▶ **Exercise brief**
Transcribe the material from its first line onward, ending with the line that contains "import React from" and adding nothing beyond it.

··· Collected material

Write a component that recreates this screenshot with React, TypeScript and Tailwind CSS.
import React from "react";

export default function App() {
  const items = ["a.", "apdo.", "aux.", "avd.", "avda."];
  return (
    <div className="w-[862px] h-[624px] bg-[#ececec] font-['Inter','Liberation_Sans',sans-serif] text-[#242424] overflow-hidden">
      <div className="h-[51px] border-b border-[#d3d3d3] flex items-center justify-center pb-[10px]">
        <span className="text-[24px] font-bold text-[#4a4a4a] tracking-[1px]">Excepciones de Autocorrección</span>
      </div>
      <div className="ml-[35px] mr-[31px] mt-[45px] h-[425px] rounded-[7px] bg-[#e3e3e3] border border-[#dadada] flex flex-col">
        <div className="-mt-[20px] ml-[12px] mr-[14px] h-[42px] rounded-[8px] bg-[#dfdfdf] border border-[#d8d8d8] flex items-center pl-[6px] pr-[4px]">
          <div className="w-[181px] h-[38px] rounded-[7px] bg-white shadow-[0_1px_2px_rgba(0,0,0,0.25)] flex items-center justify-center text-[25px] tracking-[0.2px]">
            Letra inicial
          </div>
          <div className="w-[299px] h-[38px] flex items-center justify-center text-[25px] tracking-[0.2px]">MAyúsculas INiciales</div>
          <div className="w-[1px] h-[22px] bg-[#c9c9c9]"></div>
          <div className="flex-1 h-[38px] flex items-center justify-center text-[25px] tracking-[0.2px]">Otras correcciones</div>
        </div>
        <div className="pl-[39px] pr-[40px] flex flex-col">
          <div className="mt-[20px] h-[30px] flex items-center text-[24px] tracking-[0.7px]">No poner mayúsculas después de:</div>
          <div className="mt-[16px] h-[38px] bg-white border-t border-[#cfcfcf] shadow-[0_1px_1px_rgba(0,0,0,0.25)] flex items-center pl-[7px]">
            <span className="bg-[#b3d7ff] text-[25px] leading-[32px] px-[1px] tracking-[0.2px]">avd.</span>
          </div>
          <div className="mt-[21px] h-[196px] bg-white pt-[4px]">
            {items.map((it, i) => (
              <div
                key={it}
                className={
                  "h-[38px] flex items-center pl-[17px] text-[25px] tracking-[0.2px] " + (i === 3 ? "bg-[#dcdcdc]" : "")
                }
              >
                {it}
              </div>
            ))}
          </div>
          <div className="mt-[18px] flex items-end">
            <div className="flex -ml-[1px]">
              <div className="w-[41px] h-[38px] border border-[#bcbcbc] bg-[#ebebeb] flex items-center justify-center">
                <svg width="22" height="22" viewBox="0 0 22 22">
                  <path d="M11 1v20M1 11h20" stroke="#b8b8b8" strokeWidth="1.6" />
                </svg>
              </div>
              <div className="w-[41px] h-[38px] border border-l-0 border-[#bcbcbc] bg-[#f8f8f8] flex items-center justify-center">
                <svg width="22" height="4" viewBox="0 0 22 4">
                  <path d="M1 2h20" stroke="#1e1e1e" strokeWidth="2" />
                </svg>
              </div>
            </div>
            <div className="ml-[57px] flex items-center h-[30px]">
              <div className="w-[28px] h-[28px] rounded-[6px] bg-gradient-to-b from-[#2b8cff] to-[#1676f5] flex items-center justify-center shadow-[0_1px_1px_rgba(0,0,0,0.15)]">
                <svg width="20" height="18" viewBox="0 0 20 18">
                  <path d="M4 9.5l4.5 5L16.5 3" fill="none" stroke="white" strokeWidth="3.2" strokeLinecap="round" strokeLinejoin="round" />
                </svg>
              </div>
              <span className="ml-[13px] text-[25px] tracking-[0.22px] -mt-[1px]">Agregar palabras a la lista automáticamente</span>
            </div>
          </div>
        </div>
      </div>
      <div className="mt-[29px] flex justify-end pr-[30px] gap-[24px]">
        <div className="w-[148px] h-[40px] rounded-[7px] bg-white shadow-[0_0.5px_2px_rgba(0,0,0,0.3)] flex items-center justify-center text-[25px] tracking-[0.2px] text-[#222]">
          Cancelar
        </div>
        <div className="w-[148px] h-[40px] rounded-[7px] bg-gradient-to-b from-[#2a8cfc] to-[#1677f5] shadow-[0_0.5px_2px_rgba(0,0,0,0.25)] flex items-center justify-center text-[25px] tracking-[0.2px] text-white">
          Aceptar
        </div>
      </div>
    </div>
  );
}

······

▶ **Response to the exercise**
Write a component that recreates this screenshot with React, TypeScript and Tailwind CSS.
import React from "react";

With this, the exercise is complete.